• _Set problem_
Return exactly, and only, the lines from the one holding "Write the React, TypeScript" through the one holding "import React from", both included; the pictures stay out.

Records from a data source:
------------------------------------------------
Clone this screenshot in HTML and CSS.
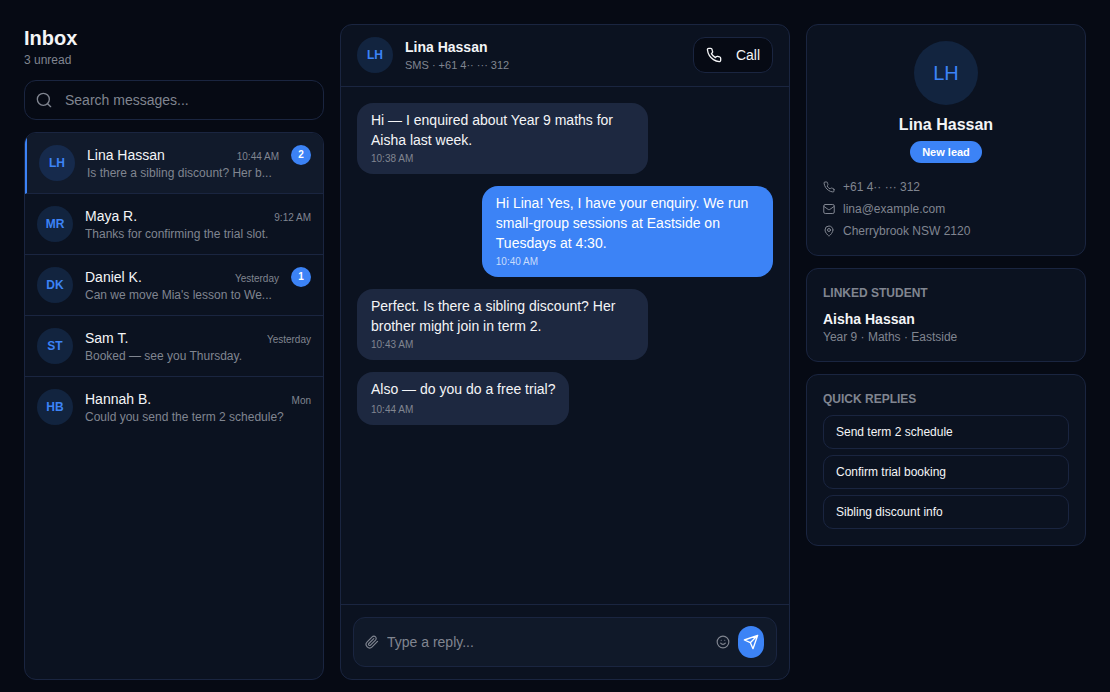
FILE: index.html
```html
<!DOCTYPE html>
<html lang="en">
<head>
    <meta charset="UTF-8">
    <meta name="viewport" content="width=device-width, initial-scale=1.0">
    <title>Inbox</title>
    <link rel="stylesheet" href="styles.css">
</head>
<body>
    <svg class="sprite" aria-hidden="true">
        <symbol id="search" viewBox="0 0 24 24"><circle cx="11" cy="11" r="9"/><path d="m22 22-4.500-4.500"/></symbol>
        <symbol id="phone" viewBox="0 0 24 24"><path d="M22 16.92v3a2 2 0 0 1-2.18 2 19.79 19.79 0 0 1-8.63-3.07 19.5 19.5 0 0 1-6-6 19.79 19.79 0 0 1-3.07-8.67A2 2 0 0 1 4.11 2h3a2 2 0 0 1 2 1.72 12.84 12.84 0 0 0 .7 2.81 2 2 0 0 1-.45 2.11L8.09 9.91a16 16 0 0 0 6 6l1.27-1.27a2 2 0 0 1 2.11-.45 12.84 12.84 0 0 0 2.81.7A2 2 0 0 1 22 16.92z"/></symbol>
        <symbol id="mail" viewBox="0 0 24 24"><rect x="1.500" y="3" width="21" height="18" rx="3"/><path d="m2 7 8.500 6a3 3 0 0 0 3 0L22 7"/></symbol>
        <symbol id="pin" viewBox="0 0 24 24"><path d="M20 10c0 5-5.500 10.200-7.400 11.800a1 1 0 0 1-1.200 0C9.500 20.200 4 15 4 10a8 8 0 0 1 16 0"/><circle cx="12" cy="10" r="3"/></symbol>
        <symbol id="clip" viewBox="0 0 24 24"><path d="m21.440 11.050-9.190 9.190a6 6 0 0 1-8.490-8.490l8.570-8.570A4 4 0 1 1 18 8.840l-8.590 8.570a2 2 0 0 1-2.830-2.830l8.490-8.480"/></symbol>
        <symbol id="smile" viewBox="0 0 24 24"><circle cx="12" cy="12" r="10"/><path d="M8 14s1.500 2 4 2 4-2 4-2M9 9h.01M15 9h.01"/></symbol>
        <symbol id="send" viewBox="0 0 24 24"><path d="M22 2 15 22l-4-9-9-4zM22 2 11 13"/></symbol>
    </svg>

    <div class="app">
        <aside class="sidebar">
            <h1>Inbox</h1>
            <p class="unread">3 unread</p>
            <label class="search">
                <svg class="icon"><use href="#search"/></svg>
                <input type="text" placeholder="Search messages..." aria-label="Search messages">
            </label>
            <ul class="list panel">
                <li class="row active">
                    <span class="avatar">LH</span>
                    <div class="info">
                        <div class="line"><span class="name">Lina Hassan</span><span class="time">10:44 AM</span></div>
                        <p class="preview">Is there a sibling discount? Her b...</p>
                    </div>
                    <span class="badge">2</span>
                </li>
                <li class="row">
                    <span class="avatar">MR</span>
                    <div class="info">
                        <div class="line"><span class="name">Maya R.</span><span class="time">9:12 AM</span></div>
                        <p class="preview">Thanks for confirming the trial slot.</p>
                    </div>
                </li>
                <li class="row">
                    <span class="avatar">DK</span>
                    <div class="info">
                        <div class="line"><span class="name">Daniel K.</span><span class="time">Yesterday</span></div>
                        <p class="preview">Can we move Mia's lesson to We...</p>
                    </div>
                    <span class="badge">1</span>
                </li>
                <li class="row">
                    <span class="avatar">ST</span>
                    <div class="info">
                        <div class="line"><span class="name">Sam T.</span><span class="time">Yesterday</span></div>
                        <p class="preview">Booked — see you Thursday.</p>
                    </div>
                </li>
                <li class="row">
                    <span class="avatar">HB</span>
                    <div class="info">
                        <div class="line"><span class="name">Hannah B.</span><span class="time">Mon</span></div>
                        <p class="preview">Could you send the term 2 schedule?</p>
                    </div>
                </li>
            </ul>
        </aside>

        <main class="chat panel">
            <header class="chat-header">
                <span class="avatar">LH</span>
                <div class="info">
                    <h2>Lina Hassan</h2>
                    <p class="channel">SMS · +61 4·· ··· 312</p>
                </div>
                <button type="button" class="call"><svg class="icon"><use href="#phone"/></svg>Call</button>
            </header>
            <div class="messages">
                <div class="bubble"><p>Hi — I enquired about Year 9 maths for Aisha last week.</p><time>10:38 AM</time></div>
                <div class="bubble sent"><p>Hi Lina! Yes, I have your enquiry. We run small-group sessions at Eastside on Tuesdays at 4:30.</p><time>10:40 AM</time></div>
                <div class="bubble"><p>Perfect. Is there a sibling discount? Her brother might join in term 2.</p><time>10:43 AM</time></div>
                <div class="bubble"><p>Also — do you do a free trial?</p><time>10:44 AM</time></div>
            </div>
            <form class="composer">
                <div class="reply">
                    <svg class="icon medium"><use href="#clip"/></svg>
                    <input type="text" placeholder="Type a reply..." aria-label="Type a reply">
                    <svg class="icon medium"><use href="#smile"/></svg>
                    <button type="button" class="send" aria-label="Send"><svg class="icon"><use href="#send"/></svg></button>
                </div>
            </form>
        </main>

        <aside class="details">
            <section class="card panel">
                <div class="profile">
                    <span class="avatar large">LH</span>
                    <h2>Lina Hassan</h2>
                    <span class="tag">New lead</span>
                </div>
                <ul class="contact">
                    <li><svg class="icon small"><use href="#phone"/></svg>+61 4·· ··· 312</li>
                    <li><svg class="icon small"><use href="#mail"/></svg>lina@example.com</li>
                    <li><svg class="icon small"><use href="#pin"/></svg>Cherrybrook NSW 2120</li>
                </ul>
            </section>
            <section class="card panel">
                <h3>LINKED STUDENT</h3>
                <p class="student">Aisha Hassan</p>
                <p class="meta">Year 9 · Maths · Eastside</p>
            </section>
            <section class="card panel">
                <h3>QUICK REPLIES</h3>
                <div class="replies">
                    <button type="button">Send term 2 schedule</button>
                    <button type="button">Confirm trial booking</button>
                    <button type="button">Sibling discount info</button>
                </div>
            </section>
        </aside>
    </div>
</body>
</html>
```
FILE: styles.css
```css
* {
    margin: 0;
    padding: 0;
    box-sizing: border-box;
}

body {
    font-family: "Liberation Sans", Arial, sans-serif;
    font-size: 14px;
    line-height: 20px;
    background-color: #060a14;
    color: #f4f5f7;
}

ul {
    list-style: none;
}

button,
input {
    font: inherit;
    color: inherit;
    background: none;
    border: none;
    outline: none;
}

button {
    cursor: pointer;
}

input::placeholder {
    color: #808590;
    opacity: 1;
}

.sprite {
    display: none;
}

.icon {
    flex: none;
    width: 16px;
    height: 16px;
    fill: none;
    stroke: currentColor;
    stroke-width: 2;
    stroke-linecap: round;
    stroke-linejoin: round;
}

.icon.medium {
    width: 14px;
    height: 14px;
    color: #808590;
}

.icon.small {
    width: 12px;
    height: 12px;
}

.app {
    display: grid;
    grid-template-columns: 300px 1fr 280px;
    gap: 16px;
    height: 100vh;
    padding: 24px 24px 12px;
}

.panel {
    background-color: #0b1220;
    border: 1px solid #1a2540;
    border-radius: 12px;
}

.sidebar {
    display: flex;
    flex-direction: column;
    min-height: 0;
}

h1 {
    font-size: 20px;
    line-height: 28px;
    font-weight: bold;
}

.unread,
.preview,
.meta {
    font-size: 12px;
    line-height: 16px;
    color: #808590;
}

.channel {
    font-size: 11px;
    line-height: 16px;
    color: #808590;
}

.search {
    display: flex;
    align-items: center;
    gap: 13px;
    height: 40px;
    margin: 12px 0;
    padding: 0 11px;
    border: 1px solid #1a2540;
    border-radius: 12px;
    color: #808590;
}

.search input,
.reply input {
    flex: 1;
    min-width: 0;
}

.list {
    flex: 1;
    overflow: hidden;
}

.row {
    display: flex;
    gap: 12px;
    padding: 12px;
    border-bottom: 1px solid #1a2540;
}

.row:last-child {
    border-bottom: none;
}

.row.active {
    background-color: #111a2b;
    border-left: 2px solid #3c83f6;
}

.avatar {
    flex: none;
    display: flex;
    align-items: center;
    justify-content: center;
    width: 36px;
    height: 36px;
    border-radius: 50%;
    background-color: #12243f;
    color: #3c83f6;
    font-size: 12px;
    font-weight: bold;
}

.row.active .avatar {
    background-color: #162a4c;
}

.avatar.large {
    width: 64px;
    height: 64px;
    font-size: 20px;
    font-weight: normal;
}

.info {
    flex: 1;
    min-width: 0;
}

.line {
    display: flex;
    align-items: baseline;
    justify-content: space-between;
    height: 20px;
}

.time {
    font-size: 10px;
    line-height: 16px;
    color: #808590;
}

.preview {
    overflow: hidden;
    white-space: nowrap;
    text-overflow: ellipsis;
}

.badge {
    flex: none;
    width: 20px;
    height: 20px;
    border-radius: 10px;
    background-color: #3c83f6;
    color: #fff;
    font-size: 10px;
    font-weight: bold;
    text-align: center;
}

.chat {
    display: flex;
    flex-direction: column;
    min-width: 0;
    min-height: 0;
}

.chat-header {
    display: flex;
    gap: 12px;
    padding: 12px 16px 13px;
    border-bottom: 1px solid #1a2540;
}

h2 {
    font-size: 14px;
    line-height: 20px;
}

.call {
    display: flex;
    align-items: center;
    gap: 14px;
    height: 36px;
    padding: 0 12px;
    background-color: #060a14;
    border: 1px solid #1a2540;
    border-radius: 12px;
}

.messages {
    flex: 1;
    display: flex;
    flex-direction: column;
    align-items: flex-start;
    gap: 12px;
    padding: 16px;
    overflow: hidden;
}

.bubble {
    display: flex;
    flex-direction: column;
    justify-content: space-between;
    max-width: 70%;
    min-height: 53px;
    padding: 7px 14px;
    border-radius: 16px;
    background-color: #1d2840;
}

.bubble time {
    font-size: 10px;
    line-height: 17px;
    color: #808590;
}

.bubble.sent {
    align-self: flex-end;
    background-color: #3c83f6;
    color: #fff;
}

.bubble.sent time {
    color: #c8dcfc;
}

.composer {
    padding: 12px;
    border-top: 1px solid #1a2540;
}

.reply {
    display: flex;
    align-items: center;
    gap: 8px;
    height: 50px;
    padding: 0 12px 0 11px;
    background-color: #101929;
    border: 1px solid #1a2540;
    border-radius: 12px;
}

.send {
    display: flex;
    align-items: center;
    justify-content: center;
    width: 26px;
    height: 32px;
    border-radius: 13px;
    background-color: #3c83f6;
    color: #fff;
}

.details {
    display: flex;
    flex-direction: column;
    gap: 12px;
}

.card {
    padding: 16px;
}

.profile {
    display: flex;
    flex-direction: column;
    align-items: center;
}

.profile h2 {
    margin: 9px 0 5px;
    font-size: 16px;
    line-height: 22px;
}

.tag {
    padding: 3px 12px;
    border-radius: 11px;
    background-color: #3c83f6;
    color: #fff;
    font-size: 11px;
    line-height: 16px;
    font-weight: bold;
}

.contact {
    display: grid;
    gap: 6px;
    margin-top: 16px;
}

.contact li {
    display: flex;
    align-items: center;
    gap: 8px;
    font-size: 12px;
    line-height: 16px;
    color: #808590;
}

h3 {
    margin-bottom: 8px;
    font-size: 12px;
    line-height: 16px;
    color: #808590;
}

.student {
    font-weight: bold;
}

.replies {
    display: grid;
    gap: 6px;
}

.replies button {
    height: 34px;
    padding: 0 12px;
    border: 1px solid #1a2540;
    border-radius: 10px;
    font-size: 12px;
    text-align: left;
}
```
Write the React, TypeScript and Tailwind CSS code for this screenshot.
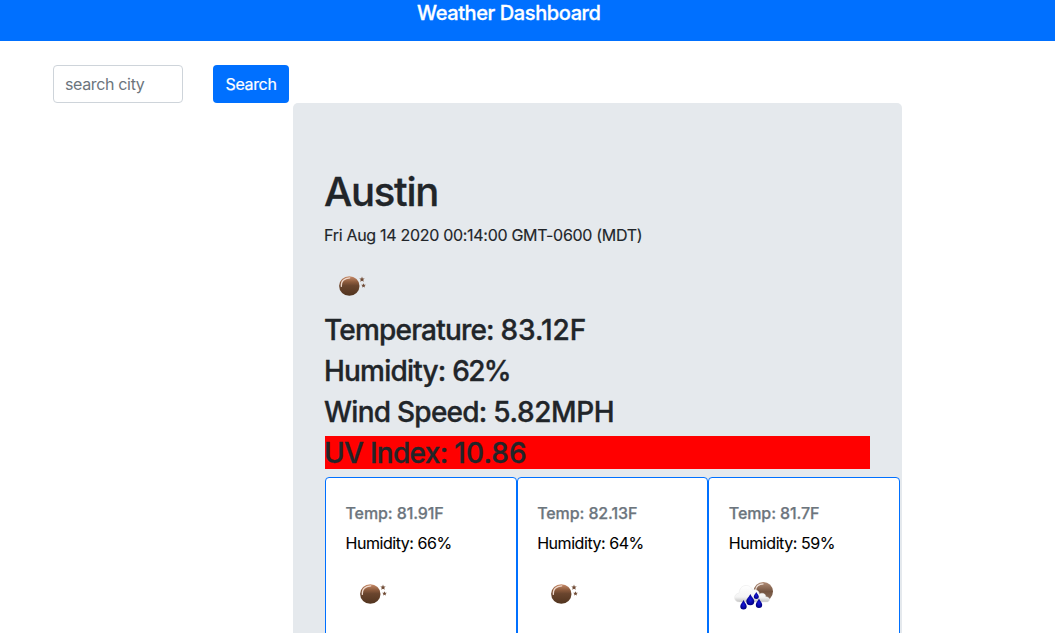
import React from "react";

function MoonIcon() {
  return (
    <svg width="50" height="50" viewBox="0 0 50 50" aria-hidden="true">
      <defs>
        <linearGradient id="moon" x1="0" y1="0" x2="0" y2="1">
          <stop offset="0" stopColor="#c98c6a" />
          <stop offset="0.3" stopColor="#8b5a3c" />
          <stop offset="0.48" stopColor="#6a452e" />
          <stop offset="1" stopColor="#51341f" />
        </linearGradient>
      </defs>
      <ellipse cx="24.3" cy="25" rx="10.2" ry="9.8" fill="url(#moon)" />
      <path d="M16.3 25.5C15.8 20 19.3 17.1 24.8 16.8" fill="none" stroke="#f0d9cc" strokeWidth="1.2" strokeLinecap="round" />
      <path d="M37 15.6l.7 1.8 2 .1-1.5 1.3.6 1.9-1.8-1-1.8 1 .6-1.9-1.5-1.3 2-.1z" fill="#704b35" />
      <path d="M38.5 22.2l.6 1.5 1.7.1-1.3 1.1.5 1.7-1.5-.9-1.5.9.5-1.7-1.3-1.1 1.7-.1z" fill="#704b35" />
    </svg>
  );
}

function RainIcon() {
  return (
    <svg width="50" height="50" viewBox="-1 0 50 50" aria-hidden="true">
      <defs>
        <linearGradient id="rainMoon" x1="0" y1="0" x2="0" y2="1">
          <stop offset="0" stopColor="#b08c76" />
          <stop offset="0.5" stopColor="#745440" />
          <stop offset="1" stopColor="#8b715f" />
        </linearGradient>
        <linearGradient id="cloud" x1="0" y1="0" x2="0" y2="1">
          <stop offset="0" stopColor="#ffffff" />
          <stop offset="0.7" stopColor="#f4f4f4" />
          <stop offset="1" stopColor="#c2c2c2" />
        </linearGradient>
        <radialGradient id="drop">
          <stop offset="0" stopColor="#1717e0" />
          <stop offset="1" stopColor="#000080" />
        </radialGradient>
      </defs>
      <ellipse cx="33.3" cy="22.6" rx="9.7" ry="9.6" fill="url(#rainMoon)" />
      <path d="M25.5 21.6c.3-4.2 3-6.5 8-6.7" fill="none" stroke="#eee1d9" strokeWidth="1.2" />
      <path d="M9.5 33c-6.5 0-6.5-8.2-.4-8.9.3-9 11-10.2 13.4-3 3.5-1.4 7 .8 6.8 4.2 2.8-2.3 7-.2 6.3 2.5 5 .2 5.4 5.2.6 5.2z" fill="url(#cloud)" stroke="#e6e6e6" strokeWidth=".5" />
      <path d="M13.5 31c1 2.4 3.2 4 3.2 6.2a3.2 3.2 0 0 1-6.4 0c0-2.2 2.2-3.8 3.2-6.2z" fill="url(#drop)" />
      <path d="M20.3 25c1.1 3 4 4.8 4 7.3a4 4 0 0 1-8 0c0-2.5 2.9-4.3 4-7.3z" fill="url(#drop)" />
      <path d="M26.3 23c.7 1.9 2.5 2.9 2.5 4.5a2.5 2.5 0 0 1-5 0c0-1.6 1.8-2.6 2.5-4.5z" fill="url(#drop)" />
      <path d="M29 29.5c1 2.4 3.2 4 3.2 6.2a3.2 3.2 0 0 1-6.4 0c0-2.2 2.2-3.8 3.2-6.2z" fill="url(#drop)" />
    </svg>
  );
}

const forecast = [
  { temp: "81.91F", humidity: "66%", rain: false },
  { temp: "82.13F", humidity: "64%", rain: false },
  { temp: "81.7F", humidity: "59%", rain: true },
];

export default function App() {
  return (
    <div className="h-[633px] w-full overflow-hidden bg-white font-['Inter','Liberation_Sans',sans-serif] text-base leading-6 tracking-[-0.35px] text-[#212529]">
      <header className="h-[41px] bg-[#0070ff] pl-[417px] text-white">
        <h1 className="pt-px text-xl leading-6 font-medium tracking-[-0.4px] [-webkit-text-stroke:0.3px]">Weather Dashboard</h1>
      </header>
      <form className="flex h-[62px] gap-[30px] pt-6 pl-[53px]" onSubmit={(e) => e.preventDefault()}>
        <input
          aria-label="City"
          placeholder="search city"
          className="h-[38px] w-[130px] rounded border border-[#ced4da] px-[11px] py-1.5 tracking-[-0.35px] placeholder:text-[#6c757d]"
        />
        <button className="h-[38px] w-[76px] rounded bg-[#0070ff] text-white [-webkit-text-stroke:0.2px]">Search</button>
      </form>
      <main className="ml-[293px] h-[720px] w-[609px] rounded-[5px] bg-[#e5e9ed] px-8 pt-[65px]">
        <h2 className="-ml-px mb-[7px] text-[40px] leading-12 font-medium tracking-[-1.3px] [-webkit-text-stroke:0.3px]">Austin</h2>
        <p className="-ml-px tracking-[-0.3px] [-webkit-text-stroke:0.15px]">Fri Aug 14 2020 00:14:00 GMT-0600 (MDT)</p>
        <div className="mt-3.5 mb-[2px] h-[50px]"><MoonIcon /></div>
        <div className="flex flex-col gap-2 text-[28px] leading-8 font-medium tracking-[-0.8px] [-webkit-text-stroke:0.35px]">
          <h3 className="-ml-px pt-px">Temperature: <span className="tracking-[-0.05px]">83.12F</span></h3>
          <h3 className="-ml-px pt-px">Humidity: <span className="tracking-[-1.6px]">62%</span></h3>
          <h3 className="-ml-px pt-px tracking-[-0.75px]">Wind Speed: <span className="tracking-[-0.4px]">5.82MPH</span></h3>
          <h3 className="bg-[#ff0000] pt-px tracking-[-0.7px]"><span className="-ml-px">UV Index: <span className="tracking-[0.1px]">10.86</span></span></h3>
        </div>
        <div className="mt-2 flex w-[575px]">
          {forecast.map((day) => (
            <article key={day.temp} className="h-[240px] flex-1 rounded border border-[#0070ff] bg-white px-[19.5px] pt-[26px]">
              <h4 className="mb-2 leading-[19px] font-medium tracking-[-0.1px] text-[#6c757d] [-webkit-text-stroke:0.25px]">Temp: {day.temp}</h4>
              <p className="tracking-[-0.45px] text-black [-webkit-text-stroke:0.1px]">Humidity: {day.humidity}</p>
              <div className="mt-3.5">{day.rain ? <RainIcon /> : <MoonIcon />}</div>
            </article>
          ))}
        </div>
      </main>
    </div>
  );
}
------------------------------------------------
• _Response to this exercise_
Write the React, TypeScript and Tailwind CSS code for this screenshot.
import React from "react";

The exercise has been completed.